## WHAT IS ASKED
How many lines in the listing below include the word "index"? Answer with the number and nothing else.

## INFORMATION PROVIDED
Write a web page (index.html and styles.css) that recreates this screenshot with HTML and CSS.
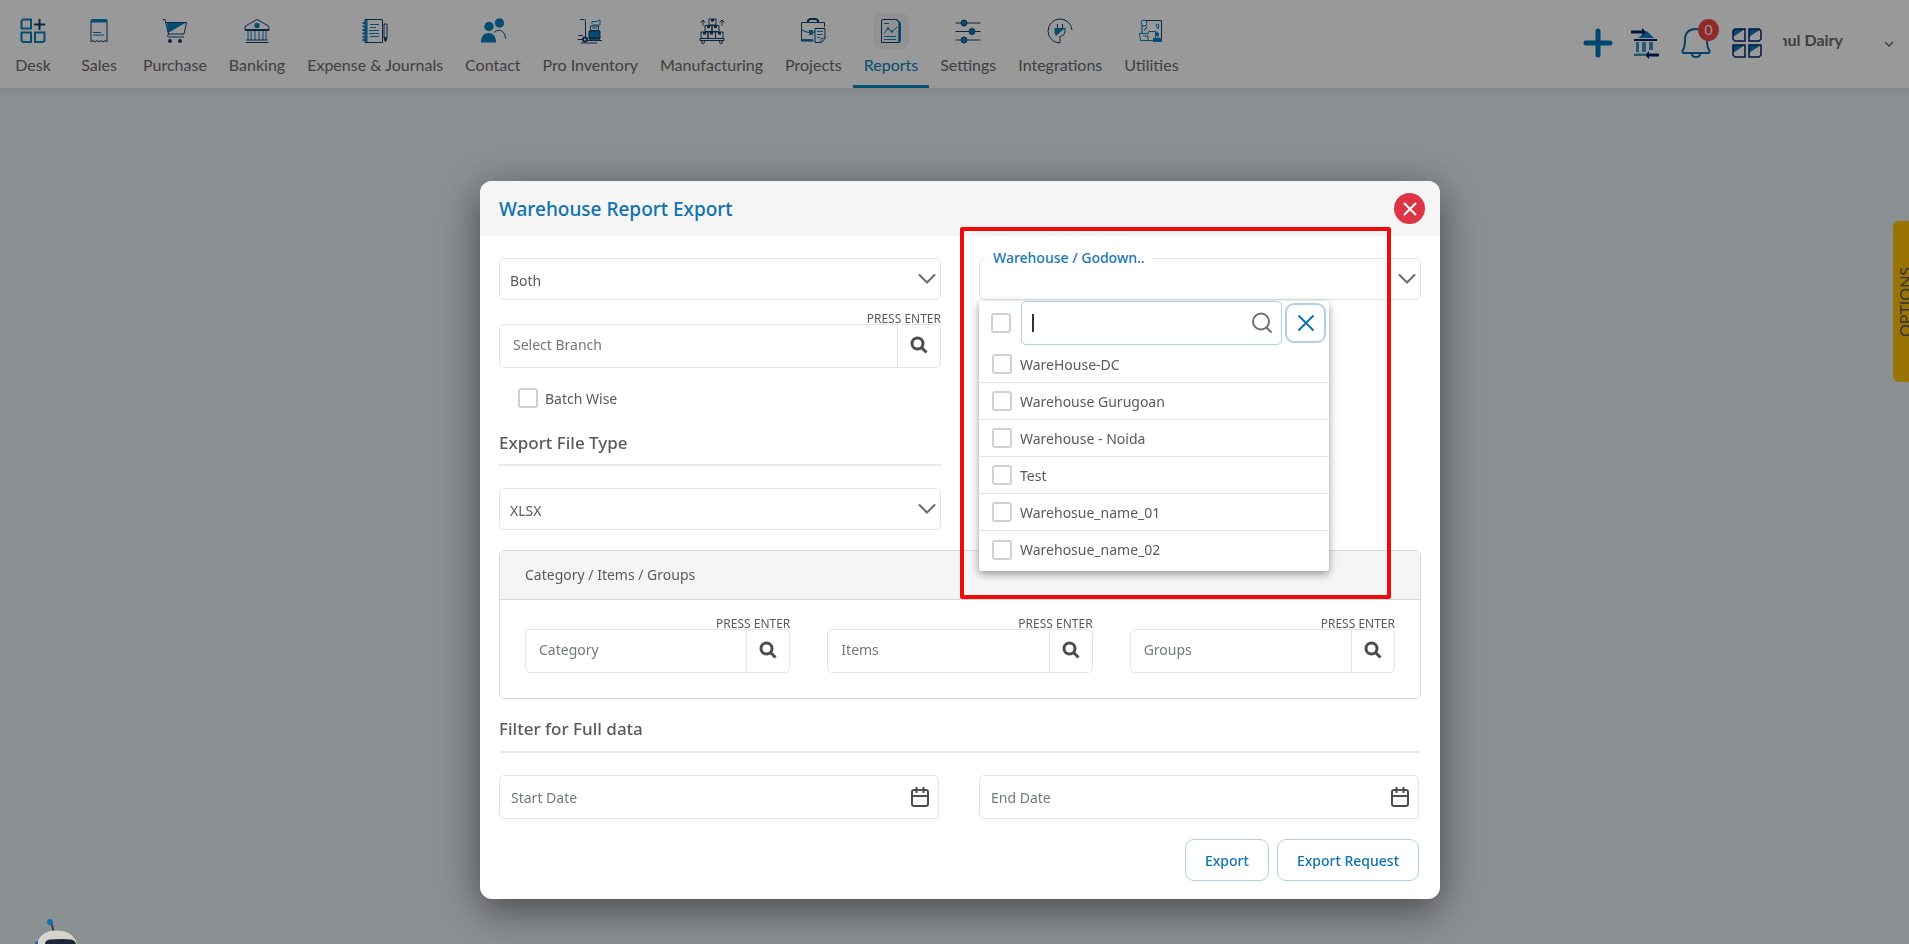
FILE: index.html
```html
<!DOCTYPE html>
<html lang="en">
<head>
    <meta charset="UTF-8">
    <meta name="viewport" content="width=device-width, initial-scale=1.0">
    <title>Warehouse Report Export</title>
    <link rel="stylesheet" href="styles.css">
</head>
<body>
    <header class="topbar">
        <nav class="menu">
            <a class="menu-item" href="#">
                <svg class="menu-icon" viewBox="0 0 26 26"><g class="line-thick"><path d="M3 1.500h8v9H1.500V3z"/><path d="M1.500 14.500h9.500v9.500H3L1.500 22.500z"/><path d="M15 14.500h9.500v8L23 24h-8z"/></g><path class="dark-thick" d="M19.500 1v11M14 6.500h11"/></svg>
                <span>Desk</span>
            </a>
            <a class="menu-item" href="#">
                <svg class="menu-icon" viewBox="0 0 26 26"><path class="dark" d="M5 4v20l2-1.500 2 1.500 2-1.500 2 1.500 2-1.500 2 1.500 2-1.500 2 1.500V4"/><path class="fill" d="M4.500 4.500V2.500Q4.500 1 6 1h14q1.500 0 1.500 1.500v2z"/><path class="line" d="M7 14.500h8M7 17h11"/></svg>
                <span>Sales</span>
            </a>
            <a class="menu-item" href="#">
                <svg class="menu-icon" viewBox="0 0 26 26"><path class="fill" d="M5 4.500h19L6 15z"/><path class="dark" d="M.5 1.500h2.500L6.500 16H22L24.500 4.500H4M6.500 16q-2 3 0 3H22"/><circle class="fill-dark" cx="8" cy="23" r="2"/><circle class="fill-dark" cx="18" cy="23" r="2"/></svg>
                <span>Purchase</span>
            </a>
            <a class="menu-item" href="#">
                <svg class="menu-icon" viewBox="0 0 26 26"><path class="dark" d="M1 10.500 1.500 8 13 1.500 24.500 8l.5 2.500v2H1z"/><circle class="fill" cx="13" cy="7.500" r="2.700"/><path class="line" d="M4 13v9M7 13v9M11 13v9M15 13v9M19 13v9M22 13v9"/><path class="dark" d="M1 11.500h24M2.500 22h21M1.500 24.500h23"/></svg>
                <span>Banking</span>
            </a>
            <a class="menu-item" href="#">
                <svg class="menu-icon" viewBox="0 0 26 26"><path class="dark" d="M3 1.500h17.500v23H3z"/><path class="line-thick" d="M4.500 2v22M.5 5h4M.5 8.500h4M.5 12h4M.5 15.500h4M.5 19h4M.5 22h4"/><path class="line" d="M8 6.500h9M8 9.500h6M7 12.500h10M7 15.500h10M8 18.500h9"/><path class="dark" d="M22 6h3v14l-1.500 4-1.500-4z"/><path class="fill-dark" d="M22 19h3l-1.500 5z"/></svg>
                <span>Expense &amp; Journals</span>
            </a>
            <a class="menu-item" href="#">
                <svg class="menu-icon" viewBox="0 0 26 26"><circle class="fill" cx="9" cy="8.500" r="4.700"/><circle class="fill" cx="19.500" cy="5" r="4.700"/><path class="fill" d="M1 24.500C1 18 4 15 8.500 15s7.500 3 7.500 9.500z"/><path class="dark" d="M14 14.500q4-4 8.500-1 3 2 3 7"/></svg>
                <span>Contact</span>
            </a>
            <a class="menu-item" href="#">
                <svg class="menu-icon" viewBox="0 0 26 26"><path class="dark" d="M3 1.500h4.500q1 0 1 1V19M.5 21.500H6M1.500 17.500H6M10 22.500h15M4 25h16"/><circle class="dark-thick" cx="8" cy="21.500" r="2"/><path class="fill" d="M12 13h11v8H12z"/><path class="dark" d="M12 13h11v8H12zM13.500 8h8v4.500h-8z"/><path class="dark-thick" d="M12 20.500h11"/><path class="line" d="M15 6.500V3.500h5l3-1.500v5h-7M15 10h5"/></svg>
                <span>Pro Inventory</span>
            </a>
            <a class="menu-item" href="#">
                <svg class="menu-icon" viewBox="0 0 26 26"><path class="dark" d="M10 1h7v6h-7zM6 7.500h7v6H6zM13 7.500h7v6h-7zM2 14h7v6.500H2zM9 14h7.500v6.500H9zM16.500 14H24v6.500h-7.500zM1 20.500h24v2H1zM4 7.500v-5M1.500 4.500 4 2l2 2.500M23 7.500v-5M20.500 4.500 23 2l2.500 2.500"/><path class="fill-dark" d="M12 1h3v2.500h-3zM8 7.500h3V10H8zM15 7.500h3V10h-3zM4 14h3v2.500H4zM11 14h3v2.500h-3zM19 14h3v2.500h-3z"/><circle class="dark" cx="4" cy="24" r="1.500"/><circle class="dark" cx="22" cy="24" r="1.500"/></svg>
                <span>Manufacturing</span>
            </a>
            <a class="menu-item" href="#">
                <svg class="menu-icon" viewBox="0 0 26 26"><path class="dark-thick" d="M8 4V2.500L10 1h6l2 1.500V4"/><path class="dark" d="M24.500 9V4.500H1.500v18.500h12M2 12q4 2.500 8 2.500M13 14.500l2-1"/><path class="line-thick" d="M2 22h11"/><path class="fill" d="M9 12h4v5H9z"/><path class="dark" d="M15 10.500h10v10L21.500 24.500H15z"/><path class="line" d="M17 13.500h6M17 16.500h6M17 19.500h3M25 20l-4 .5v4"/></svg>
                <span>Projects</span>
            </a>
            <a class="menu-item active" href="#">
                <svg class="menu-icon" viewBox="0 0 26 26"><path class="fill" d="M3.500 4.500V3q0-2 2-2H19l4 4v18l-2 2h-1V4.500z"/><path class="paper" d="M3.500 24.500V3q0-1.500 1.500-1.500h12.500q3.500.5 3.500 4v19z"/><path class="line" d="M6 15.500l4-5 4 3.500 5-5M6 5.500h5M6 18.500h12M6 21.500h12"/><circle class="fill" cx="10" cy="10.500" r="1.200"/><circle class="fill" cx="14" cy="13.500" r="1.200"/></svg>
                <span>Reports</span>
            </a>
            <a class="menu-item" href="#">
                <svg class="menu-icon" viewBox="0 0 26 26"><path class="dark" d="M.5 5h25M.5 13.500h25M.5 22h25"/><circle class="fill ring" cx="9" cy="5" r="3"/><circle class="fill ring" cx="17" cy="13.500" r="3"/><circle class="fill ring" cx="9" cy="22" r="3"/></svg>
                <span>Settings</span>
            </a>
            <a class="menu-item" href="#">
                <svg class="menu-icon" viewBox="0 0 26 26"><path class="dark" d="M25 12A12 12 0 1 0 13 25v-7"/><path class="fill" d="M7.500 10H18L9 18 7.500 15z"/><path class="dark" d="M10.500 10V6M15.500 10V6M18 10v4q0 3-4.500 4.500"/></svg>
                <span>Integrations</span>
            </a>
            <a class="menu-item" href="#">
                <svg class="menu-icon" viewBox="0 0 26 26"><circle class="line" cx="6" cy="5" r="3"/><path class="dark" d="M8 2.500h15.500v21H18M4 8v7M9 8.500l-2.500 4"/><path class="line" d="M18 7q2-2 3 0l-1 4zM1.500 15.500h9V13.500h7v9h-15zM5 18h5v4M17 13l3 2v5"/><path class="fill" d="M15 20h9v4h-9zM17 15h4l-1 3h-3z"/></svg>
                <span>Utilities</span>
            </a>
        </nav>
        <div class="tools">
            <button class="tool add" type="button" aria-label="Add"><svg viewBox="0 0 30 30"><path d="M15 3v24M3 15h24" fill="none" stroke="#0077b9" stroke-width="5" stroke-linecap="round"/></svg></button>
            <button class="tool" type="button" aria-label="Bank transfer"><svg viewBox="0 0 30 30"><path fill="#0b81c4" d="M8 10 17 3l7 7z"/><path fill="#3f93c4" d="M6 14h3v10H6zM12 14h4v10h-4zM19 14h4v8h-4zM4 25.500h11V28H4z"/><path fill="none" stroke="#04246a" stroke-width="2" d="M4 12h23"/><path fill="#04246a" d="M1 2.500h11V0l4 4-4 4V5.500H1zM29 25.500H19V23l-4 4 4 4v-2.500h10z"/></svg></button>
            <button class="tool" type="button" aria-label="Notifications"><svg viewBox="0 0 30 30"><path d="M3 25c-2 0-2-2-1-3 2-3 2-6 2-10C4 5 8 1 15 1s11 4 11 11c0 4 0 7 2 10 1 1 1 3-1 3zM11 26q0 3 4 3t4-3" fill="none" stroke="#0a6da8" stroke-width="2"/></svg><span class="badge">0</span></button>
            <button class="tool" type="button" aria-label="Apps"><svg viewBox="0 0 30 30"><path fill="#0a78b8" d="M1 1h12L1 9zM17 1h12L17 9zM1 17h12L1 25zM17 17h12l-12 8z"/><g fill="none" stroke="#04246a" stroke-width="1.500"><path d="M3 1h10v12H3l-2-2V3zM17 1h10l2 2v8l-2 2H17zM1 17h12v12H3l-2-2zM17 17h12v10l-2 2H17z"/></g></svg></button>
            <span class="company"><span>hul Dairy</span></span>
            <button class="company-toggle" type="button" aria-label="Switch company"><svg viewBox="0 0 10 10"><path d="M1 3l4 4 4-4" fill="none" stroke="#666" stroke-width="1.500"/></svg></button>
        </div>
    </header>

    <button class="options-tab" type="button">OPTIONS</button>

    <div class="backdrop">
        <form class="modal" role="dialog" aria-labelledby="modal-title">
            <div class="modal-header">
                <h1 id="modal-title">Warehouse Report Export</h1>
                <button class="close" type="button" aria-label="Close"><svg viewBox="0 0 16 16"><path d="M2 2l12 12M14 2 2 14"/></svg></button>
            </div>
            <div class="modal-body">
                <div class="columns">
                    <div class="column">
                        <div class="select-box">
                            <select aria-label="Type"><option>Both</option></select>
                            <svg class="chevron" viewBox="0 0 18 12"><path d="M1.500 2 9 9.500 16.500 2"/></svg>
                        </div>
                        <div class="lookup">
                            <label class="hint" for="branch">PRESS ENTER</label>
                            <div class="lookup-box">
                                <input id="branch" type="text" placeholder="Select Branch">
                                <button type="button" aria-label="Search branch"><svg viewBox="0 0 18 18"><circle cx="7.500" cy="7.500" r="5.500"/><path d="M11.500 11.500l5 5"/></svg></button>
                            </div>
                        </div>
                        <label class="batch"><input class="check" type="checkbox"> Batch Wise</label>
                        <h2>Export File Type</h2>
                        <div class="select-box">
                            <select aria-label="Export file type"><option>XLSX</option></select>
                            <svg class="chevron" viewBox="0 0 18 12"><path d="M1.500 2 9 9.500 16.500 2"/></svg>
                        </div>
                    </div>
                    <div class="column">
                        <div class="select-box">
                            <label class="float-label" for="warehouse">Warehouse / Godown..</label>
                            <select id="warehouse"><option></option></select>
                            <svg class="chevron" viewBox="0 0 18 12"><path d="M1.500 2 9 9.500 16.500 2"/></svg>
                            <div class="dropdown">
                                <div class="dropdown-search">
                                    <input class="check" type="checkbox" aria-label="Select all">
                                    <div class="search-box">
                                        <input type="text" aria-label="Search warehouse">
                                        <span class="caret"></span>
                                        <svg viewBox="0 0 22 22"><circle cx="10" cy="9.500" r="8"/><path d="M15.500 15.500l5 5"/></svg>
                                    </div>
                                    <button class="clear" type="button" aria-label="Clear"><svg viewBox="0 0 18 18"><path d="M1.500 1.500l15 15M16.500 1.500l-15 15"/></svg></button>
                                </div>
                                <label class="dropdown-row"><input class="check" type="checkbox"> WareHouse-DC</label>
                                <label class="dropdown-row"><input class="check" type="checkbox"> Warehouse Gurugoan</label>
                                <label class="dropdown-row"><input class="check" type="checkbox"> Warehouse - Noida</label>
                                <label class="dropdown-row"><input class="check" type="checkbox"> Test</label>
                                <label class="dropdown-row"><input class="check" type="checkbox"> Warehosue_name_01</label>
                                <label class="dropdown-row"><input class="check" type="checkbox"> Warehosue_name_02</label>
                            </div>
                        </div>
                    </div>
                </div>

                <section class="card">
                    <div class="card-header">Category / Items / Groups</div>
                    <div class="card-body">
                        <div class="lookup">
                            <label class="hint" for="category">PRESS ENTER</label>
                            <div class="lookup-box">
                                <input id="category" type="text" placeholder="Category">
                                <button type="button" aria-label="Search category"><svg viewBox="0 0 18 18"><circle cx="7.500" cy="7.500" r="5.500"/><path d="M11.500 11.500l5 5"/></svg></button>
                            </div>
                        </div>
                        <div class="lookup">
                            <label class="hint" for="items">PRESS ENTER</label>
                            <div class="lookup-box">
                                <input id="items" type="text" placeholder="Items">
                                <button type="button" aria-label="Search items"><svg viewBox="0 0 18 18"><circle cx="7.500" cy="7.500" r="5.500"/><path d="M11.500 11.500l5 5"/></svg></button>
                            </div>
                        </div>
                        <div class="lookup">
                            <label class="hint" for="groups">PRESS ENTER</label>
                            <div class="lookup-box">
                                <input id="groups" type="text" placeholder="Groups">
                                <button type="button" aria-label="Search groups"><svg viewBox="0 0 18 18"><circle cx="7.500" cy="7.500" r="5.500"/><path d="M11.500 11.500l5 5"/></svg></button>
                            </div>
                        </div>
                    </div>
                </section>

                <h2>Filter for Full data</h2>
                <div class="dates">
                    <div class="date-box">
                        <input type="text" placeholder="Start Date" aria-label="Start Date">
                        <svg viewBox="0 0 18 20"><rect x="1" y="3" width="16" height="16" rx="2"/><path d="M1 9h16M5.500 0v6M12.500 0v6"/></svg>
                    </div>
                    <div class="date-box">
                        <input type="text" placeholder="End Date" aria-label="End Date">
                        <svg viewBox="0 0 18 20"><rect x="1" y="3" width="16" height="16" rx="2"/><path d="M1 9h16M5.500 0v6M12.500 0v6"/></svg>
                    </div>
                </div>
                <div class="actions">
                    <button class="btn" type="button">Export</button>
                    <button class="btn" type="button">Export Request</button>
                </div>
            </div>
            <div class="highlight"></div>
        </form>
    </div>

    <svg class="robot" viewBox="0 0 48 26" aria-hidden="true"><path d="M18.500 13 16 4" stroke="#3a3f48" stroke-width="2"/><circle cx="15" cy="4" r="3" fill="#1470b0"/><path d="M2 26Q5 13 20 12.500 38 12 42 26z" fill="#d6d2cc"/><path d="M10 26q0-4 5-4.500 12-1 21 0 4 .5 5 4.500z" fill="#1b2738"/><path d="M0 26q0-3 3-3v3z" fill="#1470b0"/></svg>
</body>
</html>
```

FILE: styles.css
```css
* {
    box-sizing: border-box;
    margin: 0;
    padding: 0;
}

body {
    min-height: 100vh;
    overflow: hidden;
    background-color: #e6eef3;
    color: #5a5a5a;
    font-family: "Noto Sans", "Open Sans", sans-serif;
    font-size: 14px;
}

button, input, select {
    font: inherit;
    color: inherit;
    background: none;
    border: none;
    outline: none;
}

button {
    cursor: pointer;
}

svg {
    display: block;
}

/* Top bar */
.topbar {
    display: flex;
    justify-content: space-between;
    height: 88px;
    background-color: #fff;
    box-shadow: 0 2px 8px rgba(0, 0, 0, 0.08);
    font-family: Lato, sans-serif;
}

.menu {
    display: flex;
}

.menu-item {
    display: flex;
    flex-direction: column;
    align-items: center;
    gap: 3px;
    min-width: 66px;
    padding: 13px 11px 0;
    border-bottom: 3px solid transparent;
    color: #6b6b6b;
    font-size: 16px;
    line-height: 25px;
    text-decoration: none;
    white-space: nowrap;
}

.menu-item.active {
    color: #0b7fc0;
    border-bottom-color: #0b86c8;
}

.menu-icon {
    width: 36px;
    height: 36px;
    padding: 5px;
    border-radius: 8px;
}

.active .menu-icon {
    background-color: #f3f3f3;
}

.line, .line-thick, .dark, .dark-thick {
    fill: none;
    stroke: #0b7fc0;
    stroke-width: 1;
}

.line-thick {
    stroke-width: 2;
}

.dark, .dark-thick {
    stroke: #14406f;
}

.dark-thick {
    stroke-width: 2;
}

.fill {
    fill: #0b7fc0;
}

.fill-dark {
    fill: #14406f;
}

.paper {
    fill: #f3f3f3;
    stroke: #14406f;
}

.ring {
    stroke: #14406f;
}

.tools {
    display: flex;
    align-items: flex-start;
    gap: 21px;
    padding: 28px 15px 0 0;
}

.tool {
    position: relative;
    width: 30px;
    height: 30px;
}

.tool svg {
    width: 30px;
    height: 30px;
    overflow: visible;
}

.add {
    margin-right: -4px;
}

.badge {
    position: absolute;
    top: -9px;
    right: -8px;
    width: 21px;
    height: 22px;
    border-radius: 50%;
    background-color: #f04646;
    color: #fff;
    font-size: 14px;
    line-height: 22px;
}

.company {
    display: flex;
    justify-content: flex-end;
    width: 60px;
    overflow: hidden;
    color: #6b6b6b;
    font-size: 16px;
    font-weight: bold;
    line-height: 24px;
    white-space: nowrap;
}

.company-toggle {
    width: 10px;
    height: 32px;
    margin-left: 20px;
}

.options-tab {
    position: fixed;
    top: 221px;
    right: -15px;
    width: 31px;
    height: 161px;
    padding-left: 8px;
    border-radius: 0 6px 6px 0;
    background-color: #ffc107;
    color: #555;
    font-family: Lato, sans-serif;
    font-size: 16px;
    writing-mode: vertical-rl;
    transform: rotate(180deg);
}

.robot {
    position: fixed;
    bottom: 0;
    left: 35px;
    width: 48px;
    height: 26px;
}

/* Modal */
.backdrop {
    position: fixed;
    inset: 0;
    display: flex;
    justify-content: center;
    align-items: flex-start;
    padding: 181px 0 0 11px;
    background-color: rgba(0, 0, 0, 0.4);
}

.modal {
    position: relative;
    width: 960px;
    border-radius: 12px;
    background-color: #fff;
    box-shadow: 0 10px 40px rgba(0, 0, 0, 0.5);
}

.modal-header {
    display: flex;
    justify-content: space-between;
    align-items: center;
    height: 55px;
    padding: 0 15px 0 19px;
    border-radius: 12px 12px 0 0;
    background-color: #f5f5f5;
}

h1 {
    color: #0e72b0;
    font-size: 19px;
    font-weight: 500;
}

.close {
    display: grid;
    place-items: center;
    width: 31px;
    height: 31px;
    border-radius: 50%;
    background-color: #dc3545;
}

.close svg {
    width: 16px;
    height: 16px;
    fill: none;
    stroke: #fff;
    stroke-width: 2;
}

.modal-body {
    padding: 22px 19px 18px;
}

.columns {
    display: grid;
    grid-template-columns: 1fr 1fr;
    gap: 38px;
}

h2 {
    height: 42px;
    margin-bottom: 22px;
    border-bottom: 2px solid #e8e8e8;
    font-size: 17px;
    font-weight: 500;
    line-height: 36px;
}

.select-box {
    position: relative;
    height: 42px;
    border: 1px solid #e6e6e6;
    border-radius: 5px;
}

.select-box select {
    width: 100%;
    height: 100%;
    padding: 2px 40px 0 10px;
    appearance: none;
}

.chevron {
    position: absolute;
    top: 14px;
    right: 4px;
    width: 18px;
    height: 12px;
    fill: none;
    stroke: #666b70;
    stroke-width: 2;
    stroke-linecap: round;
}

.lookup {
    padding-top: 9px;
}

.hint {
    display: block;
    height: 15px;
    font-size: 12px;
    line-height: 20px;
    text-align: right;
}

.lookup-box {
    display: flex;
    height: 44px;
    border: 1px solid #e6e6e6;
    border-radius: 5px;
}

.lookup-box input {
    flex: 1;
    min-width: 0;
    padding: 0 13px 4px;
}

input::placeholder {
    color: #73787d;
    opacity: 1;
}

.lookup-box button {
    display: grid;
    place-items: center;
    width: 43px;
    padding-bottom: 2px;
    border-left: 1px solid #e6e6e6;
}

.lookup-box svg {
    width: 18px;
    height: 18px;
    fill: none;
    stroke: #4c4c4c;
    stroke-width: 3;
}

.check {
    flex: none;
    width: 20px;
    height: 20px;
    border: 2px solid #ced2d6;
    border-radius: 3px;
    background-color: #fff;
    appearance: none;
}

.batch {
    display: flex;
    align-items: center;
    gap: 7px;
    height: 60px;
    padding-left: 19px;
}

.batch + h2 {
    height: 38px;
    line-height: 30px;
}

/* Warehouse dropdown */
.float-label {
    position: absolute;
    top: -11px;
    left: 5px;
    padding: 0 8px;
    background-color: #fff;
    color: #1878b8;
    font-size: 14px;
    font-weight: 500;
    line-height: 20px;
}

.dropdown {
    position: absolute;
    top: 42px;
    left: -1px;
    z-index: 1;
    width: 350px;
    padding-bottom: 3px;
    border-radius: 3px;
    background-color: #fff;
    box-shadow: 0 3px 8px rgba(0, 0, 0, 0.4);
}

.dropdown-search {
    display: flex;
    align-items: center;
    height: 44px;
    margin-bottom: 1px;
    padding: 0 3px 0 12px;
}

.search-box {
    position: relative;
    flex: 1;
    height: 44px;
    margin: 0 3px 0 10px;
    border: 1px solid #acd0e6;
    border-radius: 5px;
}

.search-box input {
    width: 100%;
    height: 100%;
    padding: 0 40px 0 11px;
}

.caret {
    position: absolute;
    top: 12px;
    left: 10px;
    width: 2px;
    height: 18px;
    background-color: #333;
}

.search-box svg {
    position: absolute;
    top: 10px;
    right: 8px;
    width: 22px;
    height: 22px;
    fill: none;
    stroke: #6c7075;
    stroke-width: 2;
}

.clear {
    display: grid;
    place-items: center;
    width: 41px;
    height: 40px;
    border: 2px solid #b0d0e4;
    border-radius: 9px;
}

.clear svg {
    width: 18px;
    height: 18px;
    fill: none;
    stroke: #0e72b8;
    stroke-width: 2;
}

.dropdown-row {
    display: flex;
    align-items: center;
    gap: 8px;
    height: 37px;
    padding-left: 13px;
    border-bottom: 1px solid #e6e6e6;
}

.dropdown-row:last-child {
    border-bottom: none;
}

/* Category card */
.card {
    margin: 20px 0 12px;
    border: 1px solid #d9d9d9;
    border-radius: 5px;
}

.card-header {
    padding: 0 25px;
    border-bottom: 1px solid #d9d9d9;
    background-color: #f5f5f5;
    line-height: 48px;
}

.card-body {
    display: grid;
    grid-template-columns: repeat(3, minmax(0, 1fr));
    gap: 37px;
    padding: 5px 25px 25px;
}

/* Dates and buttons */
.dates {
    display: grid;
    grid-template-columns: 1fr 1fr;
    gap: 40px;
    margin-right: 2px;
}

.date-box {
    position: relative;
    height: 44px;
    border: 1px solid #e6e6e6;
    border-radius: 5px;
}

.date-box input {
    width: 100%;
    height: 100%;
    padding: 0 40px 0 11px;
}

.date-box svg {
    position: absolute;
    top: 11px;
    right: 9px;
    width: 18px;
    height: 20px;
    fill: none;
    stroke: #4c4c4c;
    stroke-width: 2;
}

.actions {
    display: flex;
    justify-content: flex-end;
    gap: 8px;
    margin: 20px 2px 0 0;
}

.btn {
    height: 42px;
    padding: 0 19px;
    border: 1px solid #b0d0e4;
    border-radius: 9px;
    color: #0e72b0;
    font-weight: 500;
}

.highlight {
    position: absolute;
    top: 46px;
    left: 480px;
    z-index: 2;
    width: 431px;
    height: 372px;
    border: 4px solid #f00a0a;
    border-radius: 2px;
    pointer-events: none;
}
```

## COMPLETE OUTPUT
4